Команда покинула судно в Картахене.
— Отсюда рукой подать до Нью-Орлеана, — со вздохом сказал Франческо. — Парни, которых я взял вместо моих итальянцев, особого доверия не вызывают, — делился он своими опасениями с Машей. — Но плыть на Кубу не хочет никто из приличных моряков. Ни за какие деньги. Советую тебе переселиться в каюту рядом с моей. И возьми на всякий случай вот это. — Франческо протянул Маше «браунинг». — Умеешь им пользоваться?
— Кажется, да. — Маша грустно улыбнулась. — Никогда не думала, что мне пригодятся знания, полученные на военной кафедре. Я умею стрелять даже из автомата Калашникова. Слыхал о таком оружии?
— Да. Мне довелось побывать во Вьетнаме. Не забывай запирать дверь своей каюты.
Карибское море было очень неспокойно — дул сильный ветер с материка. Анджей страдал от морской болезни и почти не вставал с койки. Маша много времени проводила на капитанском мостике рядом с Франческо. Она загорела и окрепла душой. Судно держало курс на Ямайку, где предстояло пополнить запасы горючего и продовольствия. Маша изо всех сил старалась не думать о будущем, и, как ни странно, последнее время ей это удавалось.

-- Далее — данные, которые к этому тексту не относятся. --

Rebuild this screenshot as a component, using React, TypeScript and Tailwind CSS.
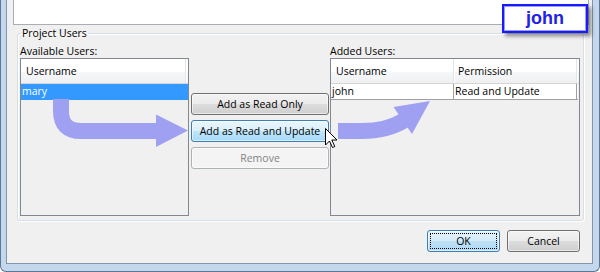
import type { ReactNode } from "react";

const ui = "[font-family:'Open_Sans',sans-serif] text-[10.5px] text-black";

type Variant = "normal" | "hover" | "default" | "disabled";

const variants: Record<Variant, string> = {
  normal:
    "border-[#707070] bg-[linear-gradient(#f2f2f2,#ebebeb_50%,#dddddd_50%,#cfcfcf)] text-black",
  hover:
    "border-[#3c7fb1] bg-[linear-gradient(#eaf6fd,#d9f0fc_50%,#bee6fd_50%,#a7d9f5)] text-black",
  default:
    "border-[#3c7fb1] bg-[linear-gradient(#e5f3fb,#d4ecfa_50%,#bfe1f6_50%,#b0d8f3)] text-black",
  disabled: "border-[#adb2b5] bg-[#f4f4f4] text-[#838383]",
};

function WinButton({
  children,
  variant = "normal",
  className = "",
  focused = false,
}: {
  children: ReactNode;
  variant?: Variant;
  className?: string;
  focused?: boolean;
}) {
  return (
    <button
      className={`relative flex items-center justify-center border rounded-[3px] shadow-[inset_0_0_0_1px_rgba(255,255,255,0.55)] leading-none ${variants[variant]} ${className}`}
    >
      {focused && <span className="absolute inset-[2px] border border-dotted border-black" />}
      <span className="relative">{children}</span>
    </button>
  );
}

function HeaderCell({ children, className = "" }: { children?: ReactNode; className?: string }) {
  return (
    <div
      className={`flex items-center pt-[2px] h-full border-r border-[#e3e5e8] shadow-[1px_0_0_#fff] ${className}`}
    >
      {children}
    </div>
  );
}

const headerBg =
  "bg-[linear-gradient(#ffffff,#ffffff_55%,#f6f7f8_55%,#eff0f2)] border-b border-[#d5d5d5]";

function AvailableList() {
  return (
    <div className="h-[158px] border border-[#828790] bg-[#f0f0f0] flex flex-col">
      <div className={`h-[25px] flex ${headerBg}`}>
        <HeaderCell className="w-[165px] pl-[5px]">Username</HeaderCell>
      </div>
      <div className="h-[16px] bg-[#3399ff] text-white pl-[1px] flex items-center">mary</div>
    </div>
  );
}

function AddedList() {
  return (
    <div className="h-[158px] border border-[#828790] bg-[#f0f0f0] flex flex-col">
      <div className={`h-[25px] flex ${headerBg}`}>
        <HeaderCell className="w-[123px] pl-[5px]">Username</HeaderCell>
        <HeaderCell className="w-[123px] pl-[4px]">Permission</HeaderCell>
      </div>
      <div className="h-[16px] flex bg-white border-b border-[#a0a0a0] w-[247px]">
        <div className="w-[123px] border-r border-[#a0a0a0] pl-[1px] flex items-center">john</div>
        <div className="w-[123px] border-r border-[#a0a0a0] pl-[1px] flex items-center">Read and Update</div>
      </div>
    </div>
  );
}

function Arrows() {
  return (
    <svg
      className="absolute left-0 top-0 pointer-events-none"
      width="600"
      height="272"
      viewBox="0 0 600 272"
    >
      <g fill="none" stroke="#a0a0f2" strokeWidth="16">
        <path d="M61 99 V111 Q61 131 81 131 H158" />
        <path d="M338 131 H362 Q387 131 404 120.5" />
      </g>
      <g fill="#a0a0f2">
        <polygon points="156,114.5 188,130.5 156,147" />
        <polygon points="393.5,107 430,101 412,134" />
      </g>
      <path
        d="M325.5 128.5 V145 L329.5 141 L332.5 147.5 L334.8 146.5 L331.8 140 L337 140 Z"
        fill="#fff"
        stroke="#000"
        strokeWidth="1"
        strokeLinejoin="miter"
      />
    </svg>
  );
}

export default function App() {
  return (
    <div className={`relative w-[600px] h-[272px] overflow-hidden bg-white ${ui}`}>
      {/* window frame */}
      <div className="flex flex-col w-full h-full bg-[#c3d7ed] pl-[5px] pr-[6px] pb-[7px] border-l border-r border-b border-[#5f7796] rounded-b-[6px]">
        <div className="flex-1 flex flex-col bg-[#f0f0f0] border-l border-r border-b border-[#8596ab]">
          {/* text area cut off at the top */}
          <div className="h-[25px] ml-[6px] mr-[3px] bg-white border-l border-r border-b border-[#abadb3]" />

          <fieldset className="mt-[1px] ml-[10px] mr-[8px] pl-[2px] pr-[3px] pt-[2px] pb-[4px] border border-[#d5dfe5] rounded-[3px] shadow-[inset_1px_1px_0_#fff,1px_1px_0_#fff]">
            <legend className="ml-[1px] px-[1px] leading-[15px]">Project Users</legend>
            <div className="flex">
              <div className="w-[169px] flex flex-col">
                <div className="h-[15px] leading-[17px]">Available Users:</div>
                <AvailableList />
              </div>

              <div className="w-[141px] pl-[2px] pr-[1px] pt-[50px] flex flex-col gap-[5px]">
                <WinButton className="h-[22px] w-[138px]">Add as Read Only</WinButton>
                <WinButton variant="hover" className="h-[22px] w-[138px]">
                  Add as Read and Update
                </WinButton>
                <WinButton variant="disabled" className="h-[22px] w-[138px]">
                  Remove
                </WinButton>
              </div>

              <div className="w-[250px] flex flex-col">
                <div className="h-[15px] leading-[17px]">Added Users:</div>
                <AddedList />
              </div>
            </div>
          </fieldset>

          <div className="mt-[9px] pr-[12px] flex justify-end gap-[7px]">
            <WinButton variant="default" focused className="h-[22px] w-[73px]">
              OK
            </WinButton>
            <WinButton className="h-[22px] w-[73px]">Cancel</WinButton>
          </div>
        </div>
      </div>

      {/* name badge */}
      <div className="absolute left-[502px] top-[4px] w-[86px] h-[29px] flex items-center justify-center bg-white border-2 border-[#1a1aff] shadow-[inset_0_0_0_1px_#9a9aff,3px_3px_4px_rgba(0,0,0,0.45)]">
        <span className="[font-family:'Liberation_Sans',sans-serif] font-bold text-[18px] text-[#2222e6] leading-none pb-[2px]">
          john
        </span>
      </div>

      <Arrows />
    </div>
  );
}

— Будет шторм, — сказал Франческо. — И очень скоро. Видишь, как распушили хвосты перистые облака? Посудина довольно неуклюжа. Похоже, мне придется самому встать за штурвал. Я бы хотел, чтобы ты все время была в поле моего зрения. Возможно, я излишне подозрителен, но эти парни уж больно нахально разглядывают тебя.
— Они ведут себя вполне пристойно, — возразила Маша. — Хотя я, честно говоря, их побаиваюсь. В особенности мулата с серьгой в правом ухе. Кажется, его зовут Карлос. Но я не думаю, чтобы они… Все-таки мы живем в двадцатом веке.
Франческо присвистнул и тряхнул головой.
— Мы живем в двадцатом веке. Это очень жестокий и не романтичный век. Я не хотел бы тебя пугать, но… — Он замолк и отвернулся, не смея сказать Маше, что последнее время она стала ему очень дорога и он больше всего на свете боится ее потерять. Кажется, девушка тоже благоволит к нему — с удовольствием отвечает на его поцелуи, а часто даже целует первая. Она называет это «русским поцелуем», и у него замирает сердце, когда он его вспоминает. Но их еще разделяет целая пропасть. Он, Франческо Грамито-Риччи, готов на все, лишь бы ее скорей преодолеть.
Маша открыла глаза, услыхав какой-то шум. В каюте было темно, лишь выделялся едва заметным расплывчатым пятном иллюминатор. Она слышала над собой чье-то прерывистое дыхание.
— Кто? — спросила она по-английски и интуитивно сунула руку под подушку, где лежал «браунинг».
— Не стоит, мисс, поднимать шума. Я Карлос. Команда поручила мне переговорить с вами.
Она слышала, как Карлос сел в кресло возле туалетного столика, загородив собой смутно поблескивающее зеркало.